L’Istanbul du futur investit les rives du Bosphore

Istanbul se repositionne comme l'une des nouvelles métropoles de la créativité et des industries de l’art en Europe. De nouveaux quartiers sortent de terre le long du Bosphore. Les deux projets de développement les plus emblématiques sont le complexe Galataport autour du port de croisière et désormais, le district de Tersane-Istanbul. Ils placent Istanbul dans la ligue des métropoles qui entendent compter pour le secteur de la créativité et des arts.
Istanbul Bosphore
Istanbul se redéfinit le long du Bosphore comme ici dans le nouveau district de Galataport (Photo : Luc Citrinot)

On est en fin d’après-midi et la jeunesse branchée d’Istanbul fréquente les anciens entrepôts du quartier de Tersane, qui accueille une exposition d’art contemporain. Tandis que les DJ s’agitent derrière leurs consoles, les visiteurs admirent et achètent les œuvres d’art. A moins qu’ils ne contemplent tout simplement le coucher de soleil sur la Corne d’Or en sirotant un cocktail. Voici Istanbul tel qu’elle aime se définir.

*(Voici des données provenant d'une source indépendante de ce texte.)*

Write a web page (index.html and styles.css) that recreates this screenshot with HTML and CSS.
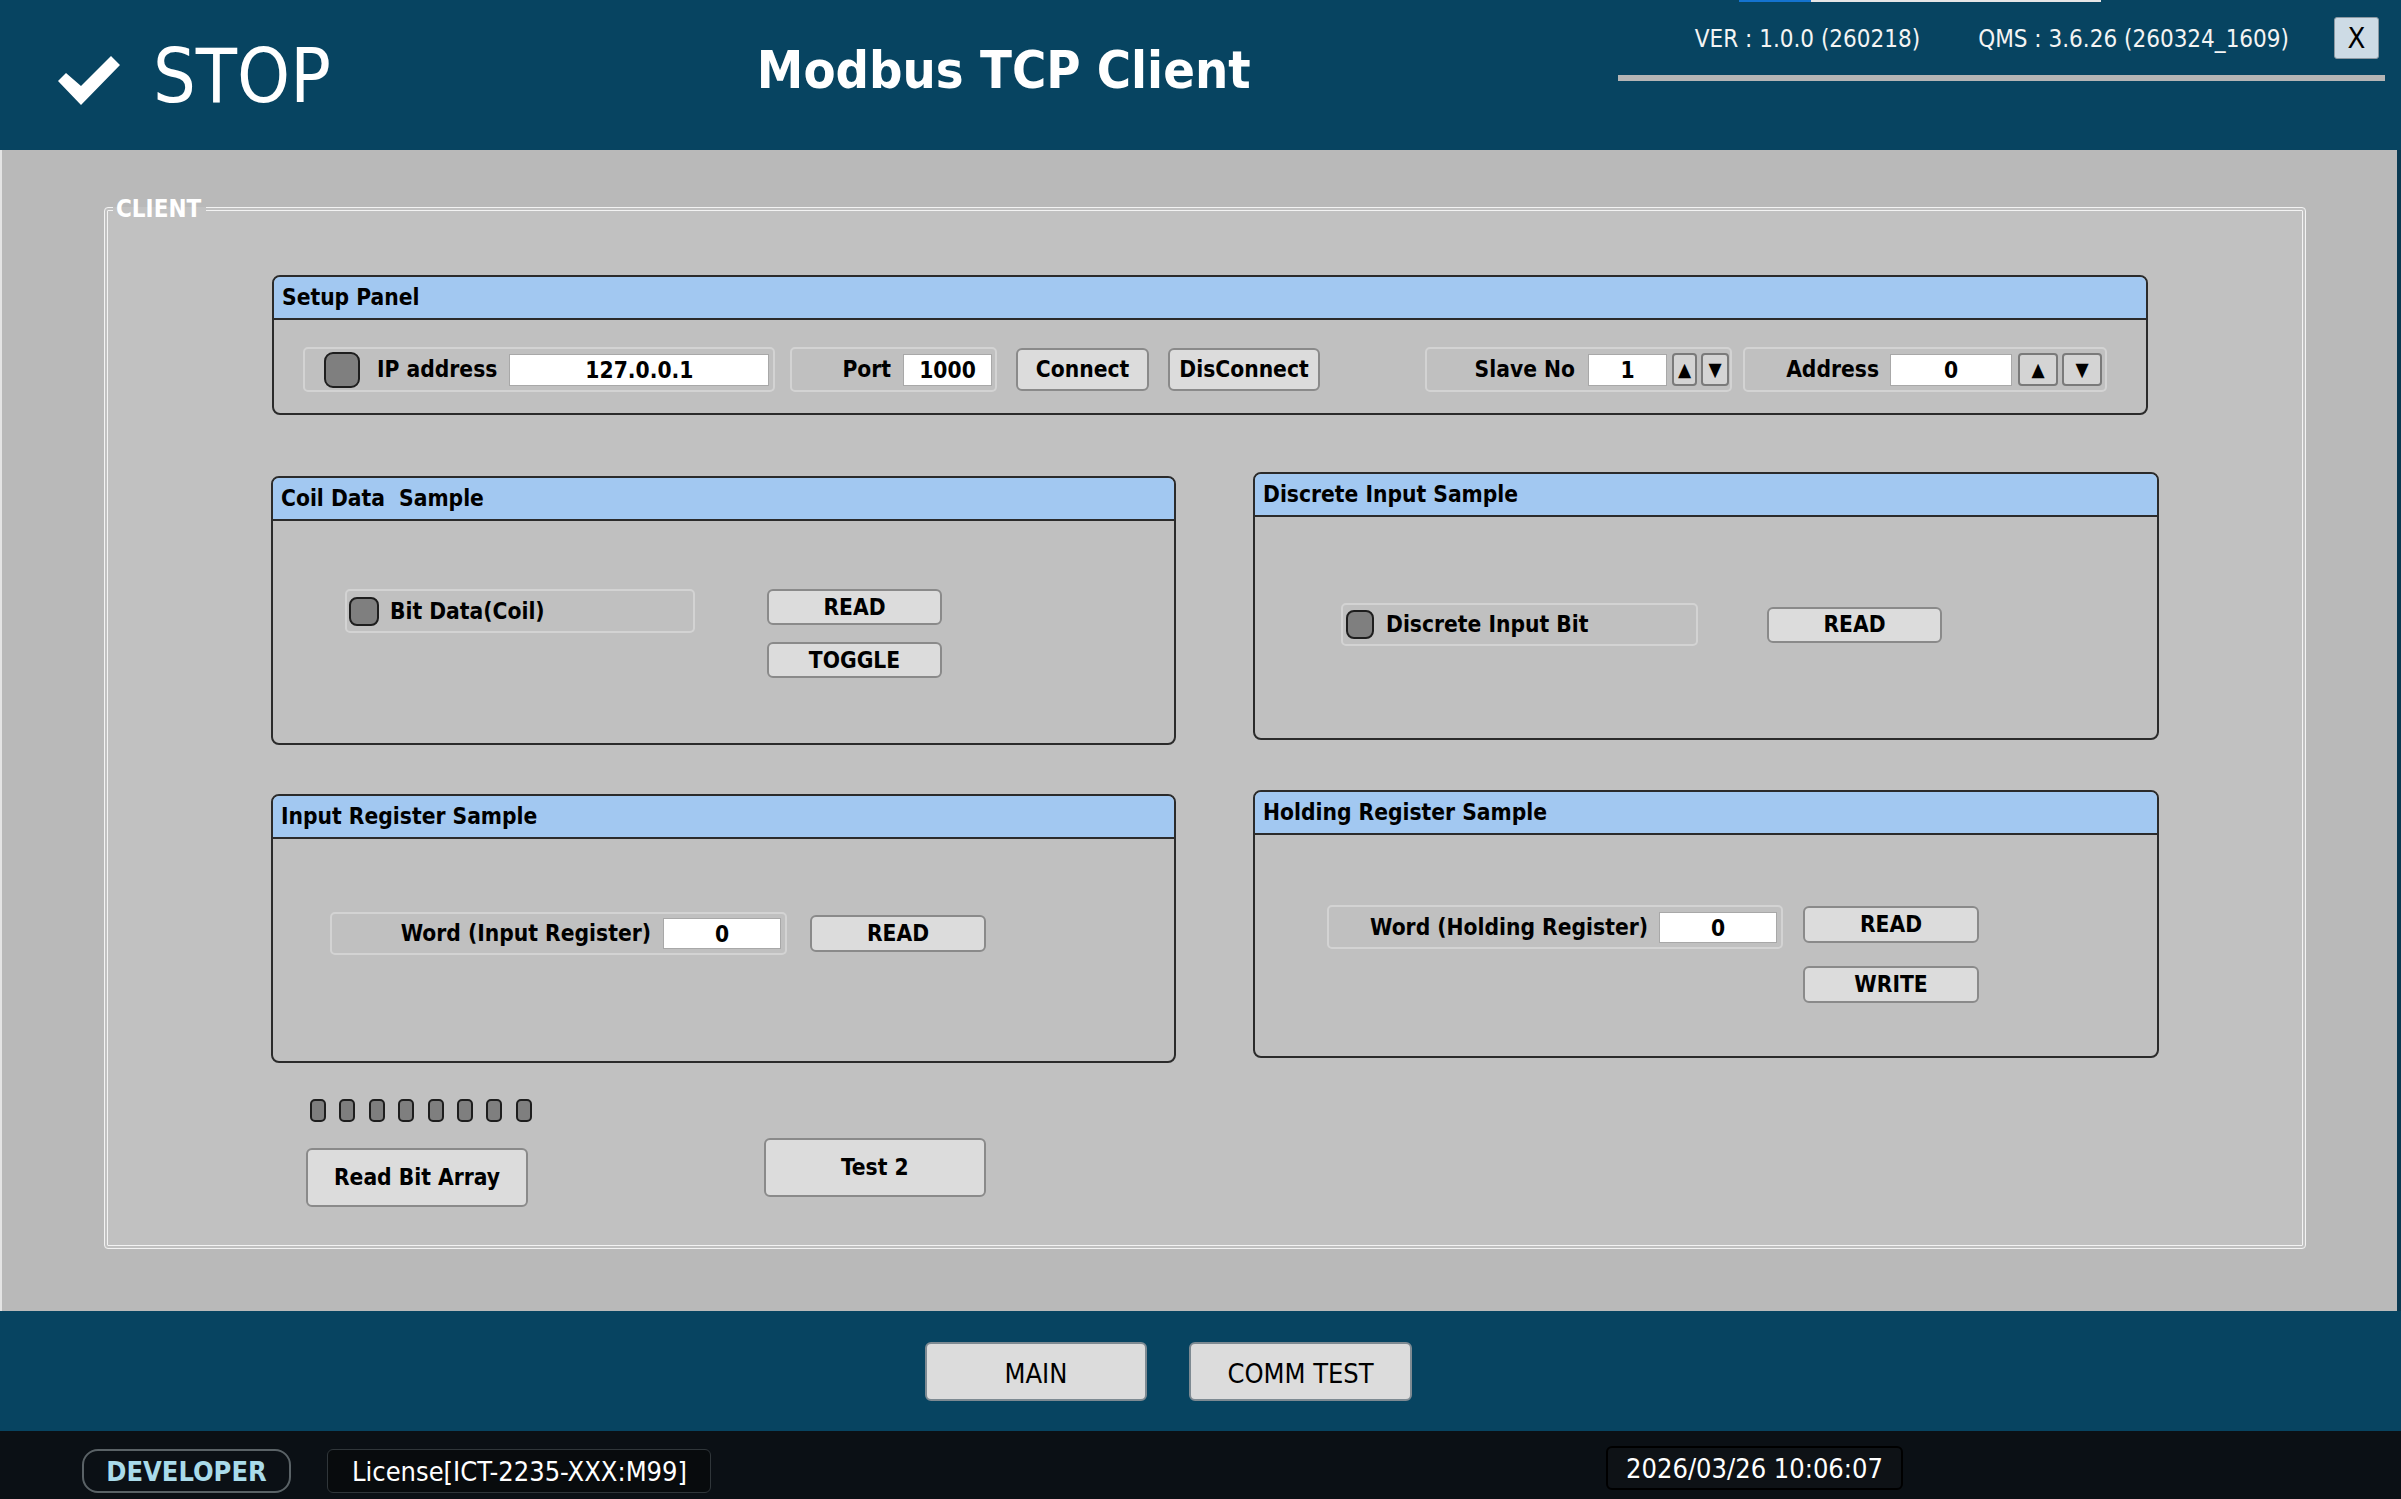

C’est certes un poncif qui colle à la peau de cette mythique cité. Porte de l’Orient en Europe pour les uns, porte de l’Occident en Asie pour les autres. Un cliché impossible à ignorer tant il imprègne l’esprit de cette ville. Nulle part ailleurs en effet, on trouve un lieu où fusionnent si bien Europe et Moyen-Orient ; où deux cultures jugées parfois antagonistes se côtoient en un formidable laboratoire des tendances du futur.

Istanbul est une rebelle dans le kaléidoscope géopolitique de la Turquie. Là où le pays s’affiche souvent de plus en plus conservateur, Istanbul clame son esprit progressiste. La ville joue d’ailleurs depuis plusieurs années l’antithèse au pouvoir central turc. Le maire de la ville, Ekrem Imamoglu, veut ainsi se présenter en 2023 contre l’omnipotent président actuel, Recep Tayyip Erdogan. Rien n’est moins sûr dans cette future élection présidentielle… Mais elle dira au moins si Istanbul, avec sa tradition libérale, prendra la main sur le destin de la Turquie. Ou inversement…

Quelle que soit l’issue des élections de 2023, Istanbul poursuivra son saut dans une contemporanéité teintée de valeurs qui caractérisent plutôt les grandes villes d’Europe occidentale. Cela se reflète particulièrement dans ses ambitieux projets d’aménagement de cette ville de quelque 16 millions d’habitants. Depuis plusieurs années, les infrastructures rythment le quotidien de la métropole. Elles redessinent non seulement son visage mais façonnent aussi son image à l’international.

Une génération d’investisseurs locaux dynamiques profite du cosmopolitisme d’Istanbul pour faire basculer la ville dans une dimension plus contemporaine, où la créativité, la culture en sont souvent les moteurs. C’est dans ces domaines que se confrontent aussi le politique, et au-delà, la conception de la société turque.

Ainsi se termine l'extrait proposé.